Stored data:
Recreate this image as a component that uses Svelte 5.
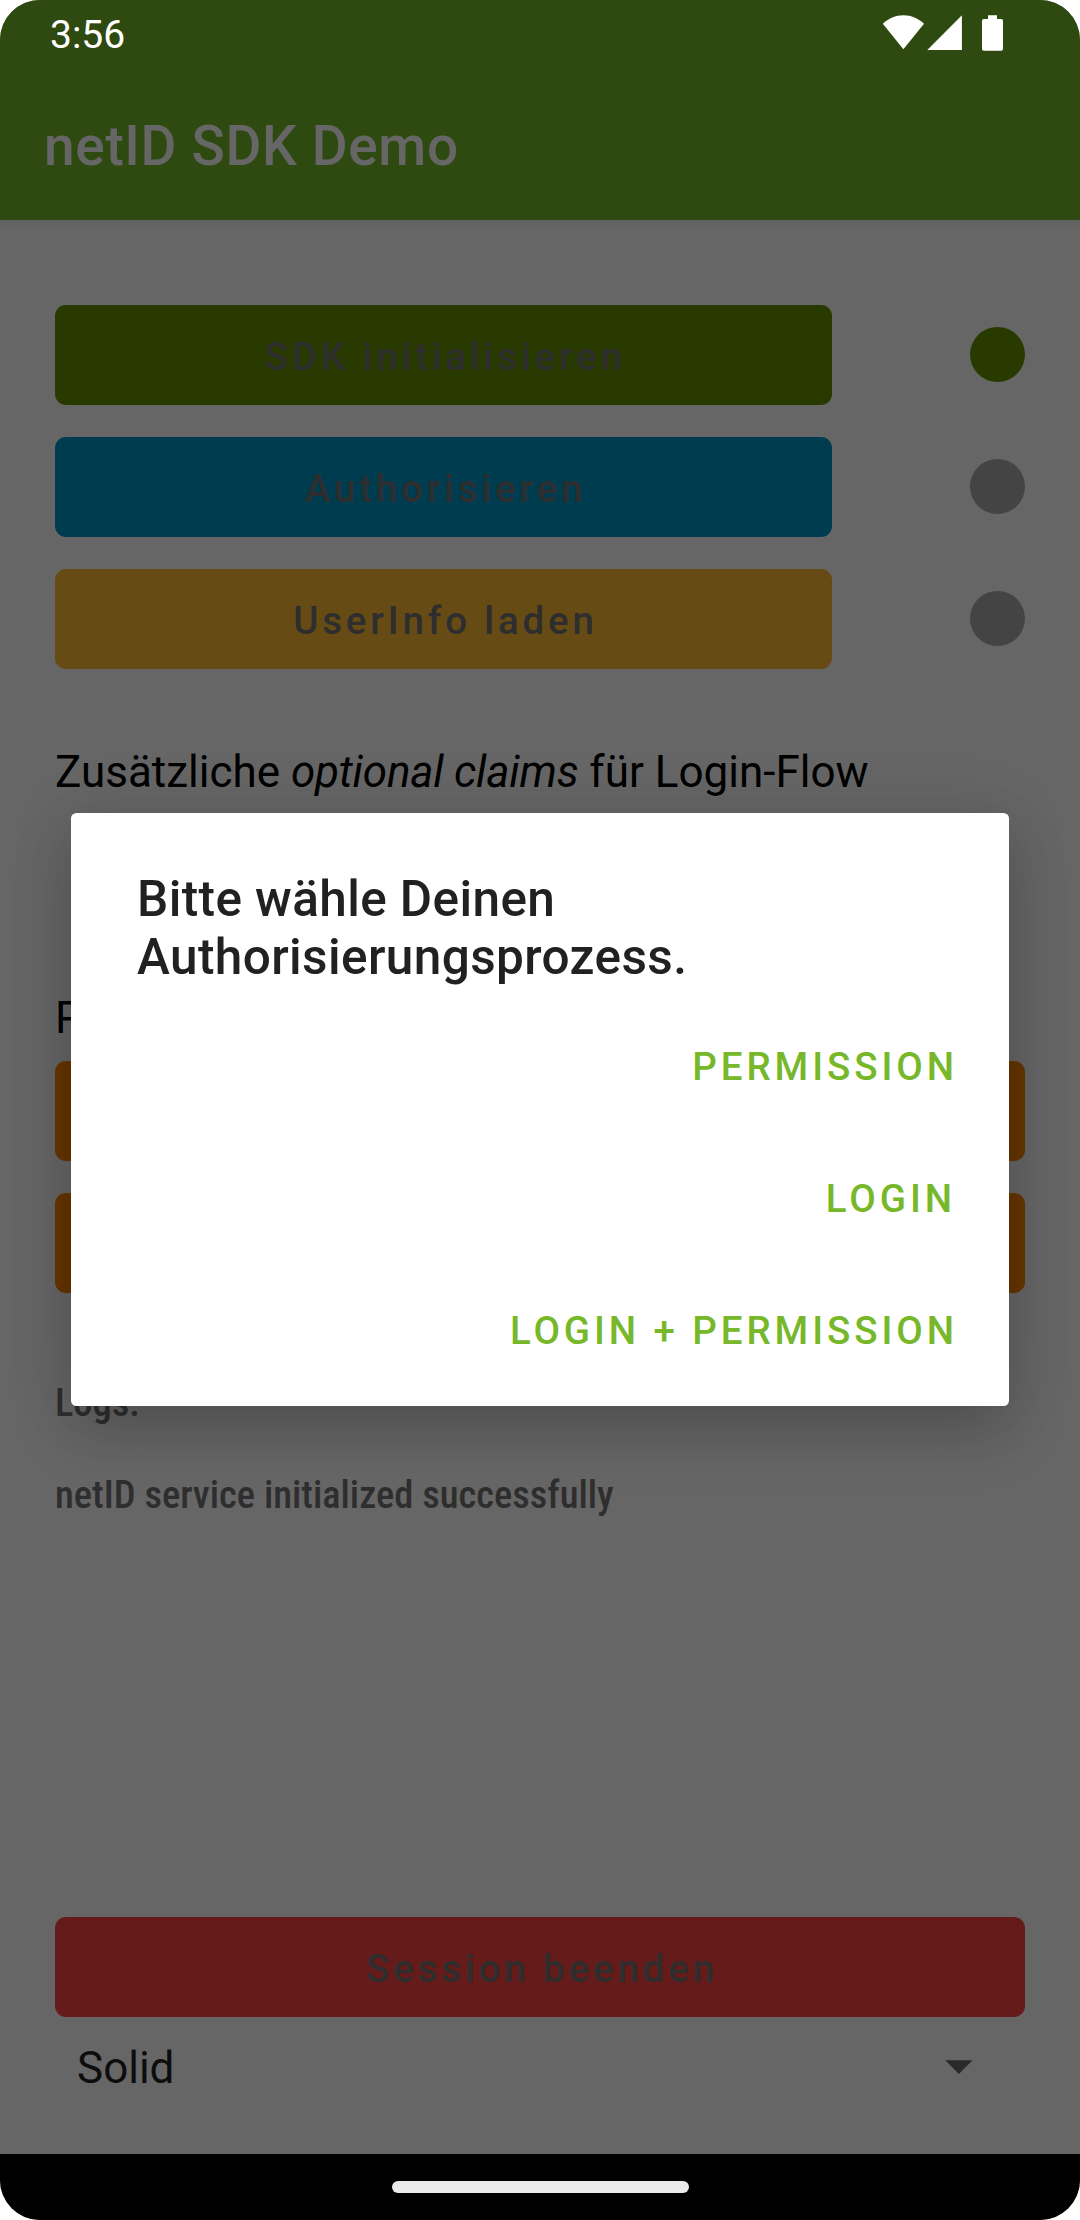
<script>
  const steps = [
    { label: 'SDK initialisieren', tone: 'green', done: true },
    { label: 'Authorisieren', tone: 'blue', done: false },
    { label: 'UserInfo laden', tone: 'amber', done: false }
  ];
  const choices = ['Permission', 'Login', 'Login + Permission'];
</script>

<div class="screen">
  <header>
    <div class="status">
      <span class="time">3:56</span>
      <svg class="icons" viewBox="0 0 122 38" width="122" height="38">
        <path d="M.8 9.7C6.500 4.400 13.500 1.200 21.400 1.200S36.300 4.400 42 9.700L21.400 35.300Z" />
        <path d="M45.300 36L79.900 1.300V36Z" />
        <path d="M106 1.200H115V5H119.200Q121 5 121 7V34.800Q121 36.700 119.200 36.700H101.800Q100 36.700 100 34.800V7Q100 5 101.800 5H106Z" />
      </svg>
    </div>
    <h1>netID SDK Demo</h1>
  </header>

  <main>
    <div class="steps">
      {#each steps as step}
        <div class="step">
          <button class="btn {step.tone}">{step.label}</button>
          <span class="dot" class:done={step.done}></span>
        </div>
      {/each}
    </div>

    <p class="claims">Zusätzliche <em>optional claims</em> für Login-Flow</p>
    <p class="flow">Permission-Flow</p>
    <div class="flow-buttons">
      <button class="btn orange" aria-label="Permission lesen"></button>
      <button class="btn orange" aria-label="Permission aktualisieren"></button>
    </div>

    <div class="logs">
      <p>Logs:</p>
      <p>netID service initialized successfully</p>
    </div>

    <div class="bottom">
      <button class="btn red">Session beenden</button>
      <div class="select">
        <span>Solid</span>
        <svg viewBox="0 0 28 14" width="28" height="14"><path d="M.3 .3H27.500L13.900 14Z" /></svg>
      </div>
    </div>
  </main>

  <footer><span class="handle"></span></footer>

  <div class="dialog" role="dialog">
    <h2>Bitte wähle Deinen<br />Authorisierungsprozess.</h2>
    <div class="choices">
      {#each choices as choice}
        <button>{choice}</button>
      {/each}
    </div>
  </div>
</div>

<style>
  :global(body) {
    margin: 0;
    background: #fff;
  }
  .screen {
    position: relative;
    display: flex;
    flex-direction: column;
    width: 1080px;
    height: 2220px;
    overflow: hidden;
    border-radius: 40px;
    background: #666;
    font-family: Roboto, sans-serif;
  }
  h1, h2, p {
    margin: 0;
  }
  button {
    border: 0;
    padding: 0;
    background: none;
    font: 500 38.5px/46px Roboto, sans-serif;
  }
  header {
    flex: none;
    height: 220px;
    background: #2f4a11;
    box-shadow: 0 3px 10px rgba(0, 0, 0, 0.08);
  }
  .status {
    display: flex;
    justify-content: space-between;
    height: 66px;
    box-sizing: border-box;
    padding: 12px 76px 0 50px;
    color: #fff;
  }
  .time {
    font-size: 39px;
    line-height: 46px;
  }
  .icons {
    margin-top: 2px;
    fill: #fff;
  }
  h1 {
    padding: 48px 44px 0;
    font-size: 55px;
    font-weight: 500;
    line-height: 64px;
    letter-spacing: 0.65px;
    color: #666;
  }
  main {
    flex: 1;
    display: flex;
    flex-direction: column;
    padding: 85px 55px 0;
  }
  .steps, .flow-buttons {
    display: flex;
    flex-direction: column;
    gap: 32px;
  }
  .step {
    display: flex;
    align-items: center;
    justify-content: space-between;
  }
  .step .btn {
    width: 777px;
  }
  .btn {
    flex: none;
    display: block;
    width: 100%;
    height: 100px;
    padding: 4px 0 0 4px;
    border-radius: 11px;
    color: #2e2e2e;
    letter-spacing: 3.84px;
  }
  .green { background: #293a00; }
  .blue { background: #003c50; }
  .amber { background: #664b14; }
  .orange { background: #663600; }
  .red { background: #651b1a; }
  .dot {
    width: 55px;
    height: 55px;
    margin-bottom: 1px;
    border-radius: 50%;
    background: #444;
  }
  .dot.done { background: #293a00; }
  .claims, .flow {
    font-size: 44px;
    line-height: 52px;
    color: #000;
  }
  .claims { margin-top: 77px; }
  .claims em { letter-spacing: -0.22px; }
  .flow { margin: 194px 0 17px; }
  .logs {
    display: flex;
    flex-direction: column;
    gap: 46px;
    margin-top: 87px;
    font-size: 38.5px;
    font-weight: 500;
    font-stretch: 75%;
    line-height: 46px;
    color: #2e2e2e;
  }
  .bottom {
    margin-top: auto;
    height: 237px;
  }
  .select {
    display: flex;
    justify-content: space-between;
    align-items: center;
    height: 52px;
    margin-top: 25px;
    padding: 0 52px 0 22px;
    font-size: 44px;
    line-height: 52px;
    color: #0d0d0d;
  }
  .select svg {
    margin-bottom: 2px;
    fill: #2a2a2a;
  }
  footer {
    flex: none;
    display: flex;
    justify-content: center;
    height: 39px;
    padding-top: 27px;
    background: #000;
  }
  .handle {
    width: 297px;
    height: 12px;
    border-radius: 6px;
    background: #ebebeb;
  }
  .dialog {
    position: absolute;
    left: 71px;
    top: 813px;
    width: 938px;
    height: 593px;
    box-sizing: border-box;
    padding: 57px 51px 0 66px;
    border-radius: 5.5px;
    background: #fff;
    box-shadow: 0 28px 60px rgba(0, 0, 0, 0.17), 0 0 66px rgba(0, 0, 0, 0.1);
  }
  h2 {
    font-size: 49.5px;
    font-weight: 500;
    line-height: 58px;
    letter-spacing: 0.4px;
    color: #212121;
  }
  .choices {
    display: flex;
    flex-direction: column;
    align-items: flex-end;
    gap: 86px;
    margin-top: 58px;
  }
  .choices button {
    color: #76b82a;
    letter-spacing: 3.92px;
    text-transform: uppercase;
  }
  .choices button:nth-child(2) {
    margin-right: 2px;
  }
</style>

Task prompt:
Leave the pictures out and copy the rest of the data exactly.

Written response:
Recreate this image as a component that uses Svelte 5.
<script>
  const steps = [
    { label: 'SDK initialisieren', tone: 'green', done: true },
    { label: 'Authorisieren', tone: 'blue', done: false },
    { label: 'UserInfo laden', tone: 'amber', done: false }
  ];
  const choices = ['Permission', 'Login', 'Login + Permission'];
</script>

<div class="screen">
  <header>
    <div class="status">
      <span class="time">3:56</span>
      <svg class="icons" viewBox="0 0 122 38" width="122" height="38">
        <path d="M.8 9.7C6.500 4.400 13.500 1.200 21.400 1.200S36.300 4.400 42 9.700L21.400 35.300Z" />
        <path d="M45.300 36L79.900 1.300V36Z" />
        <path d="M106 1.200H115V5H119.200Q121 5 121 7V34.800Q121 36.700 119.200 36.700H101.800Q100 36.700 100 34.800V7Q100 5 101.800 5H106Z" />
      </svg>
    </div>
    <h1>netID SDK Demo</h1>
  </header>

  <main>
    <div class="steps">
      {#each steps as step}
        <div class="step">
          <button class="btn {step.tone}">{step.label}</button>
          <span class="dot" class:done={step.done}></span>
        </div>
      {/each}
    </div>

    <p class="claims">Zusätzliche <em>optional claims</em> für Login-Flow</p>
    <p class="flow">Permission-Flow</p>
    <div class="flow-buttons">
      <button class="btn orange" aria-label="Permission lesen"></button>
      <button class="btn orange" aria-label="Permission aktualisieren"></button>
    </div>

    <div class="logs">
      <p>Logs:</p>
      <p>netID service initialized successfully</p>
    </div>

    <div class="bottom">
      <button class="btn red">Session beenden</button>
      <div class="select">
        <span>Solid</span>
        <svg viewBox="0 0 28 14" width="28" height="14"><path d="M.3 .3H27.500L13.900 14Z" /></svg>
      </div>
    </div>
  </main>

  <footer><span class="handle"></span></footer>

  <div class="dialog" role="dialog">
    <h2>Bitte wähle Deinen<br />Authorisierungsprozess.</h2>
    <div class="choices">
      {#each choices as choice}
        <button>{choice}</button>
      {/each}
    </div>
  </div>
</div>

<style>
  :global(body) {
    margin: 0;
    background: #fff;
  }
  .screen {
    position: relative;
    display: flex;
    flex-direction: column;
    width: 1080px;
    height: 2220px;
    overflow: hidden;
    border-radius: 40px;
    background: #666;
    font-family: Roboto, sans-serif;
  }
  h1, h2, p {
    margin: 0;
  }
  button {
    border: 0;
    padding: 0;
    background: none;
    font: 500 38.5px/46px Roboto, sans-serif;
  }
  header {
    flex: none;
    height: 220px;
    background: #2f4a11;
    box-shadow: 0 3px 10px rgba(0, 0, 0, 0.08);
  }
  .status {
    display: flex;
    justify-content: space-between;
    height: 66px;
    box-sizing: border-box;
    padding: 12px 76px 0 50px;
    color: #fff;
  }
  .time {
    font-size: 39px;
    line-height: 46px;
  }
  .icons {
    margin-top: 2px;
    fill: #fff;
  }
  h1 {
    padding: 48px 44px 0;
    font-size: 55px;
    font-weight: 500;
    line-height: 64px;
    letter-spacing: 0.65px;
    color: #666;
  }
  main {
    flex: 1;
    display: flex;
    flex-direction: column;
    padding: 85px 55px 0;
  }
  .steps, .flow-buttons {
    display: flex;
    flex-direction: column;
    gap: 32px;
  }
  .step {
    display: flex;
    align-items: center;
    justify-content: space-between;
  }
  .step .btn {
    width: 777px;
  }
  .btn {
    flex: none;
    display: block;
    width: 100%;
    height: 100px;
    padding: 4px 0 0 4px;
    border-radius: 11px;
    color: #2e2e2e;
    letter-spacing: 3.84px;
  }
  .green { background: #293a00; }
  .blue { background: #003c50; }
  .amber { background: #664b14; }
  .orange { background: #663600; }
  .red { background: #651b1a; }
  .dot {
    width: 55px;
    height: 55px;
    margin-bottom: 1px;
    border-radius: 50%;
    background: #444;
  }
  .dot.done { background: #293a00; }
  .claims, .flow {
    font-size: 44px;
    line-height: 52px;
    color: #000;
  }
  .claims { margin-top: 77px; }
  .claims em { letter-spacing: -0.22px; }
  .flow { margin: 194px 0 17px; }
  .logs {
    display: flex;
    flex-direction: column;
    gap: 46px;
    margin-top: 87px;
    font-size: 38.5px;
    font-weight: 500;
    font-stretch: 75%;
    line-height: 46px;
    color: #2e2e2e;
  }
  .bottom {
    margin-top: auto;
    height: 237px;
  }
  .select {
    display: flex;
    justify-content: space-between;
    align-items: center;
    height: 52px;
    margin-top: 25px;
    padding: 0 52px 0 22px;
    font-size: 44px;
    line-height: 52px;
    color: #0d0d0d;
  }
  .select svg {
    margin-bottom: 2px;
    fill: #2a2a2a;
  }
  footer {
    flex: none;
    display: flex;
    justify-content: center;
    height: 39px;
    padding-top: 27px;
    background: #000;
  }
  .handle {
    width: 297px;
    height: 12px;
    border-radius: 6px;
    background: #ebebeb;
  }
  .dialog {
    position: absolute;
    left: 71px;
    top: 813px;
    width: 938px;
    height: 593px;
    box-sizing: border-box;
    padding: 57px 51px 0 66px;
    border-radius: 5.5px;
    background: #fff;
    box-shadow: 0 28px 60px rgba(0, 0, 0, 0.17), 0 0 66px rgba(0, 0, 0, 0.1);
  }
  h2 {
    font-size: 49.5px;
    font-weight: 500;
    line-height: 58px;
    letter-spacing: 0.4px;
    color: #212121;
  }
  .choices {
    display: flex;
    flex-direction: column;
    align-items: flex-end;
    gap: 86px;
    margin-top: 58px;
  }
  .choices button {
    color: #76b82a;
    letter-spacing: 3.92px;
    text-transform: uppercase;
  }
  .choices button:nth-child(2) {
    margin-right: 2px;
  }
</style>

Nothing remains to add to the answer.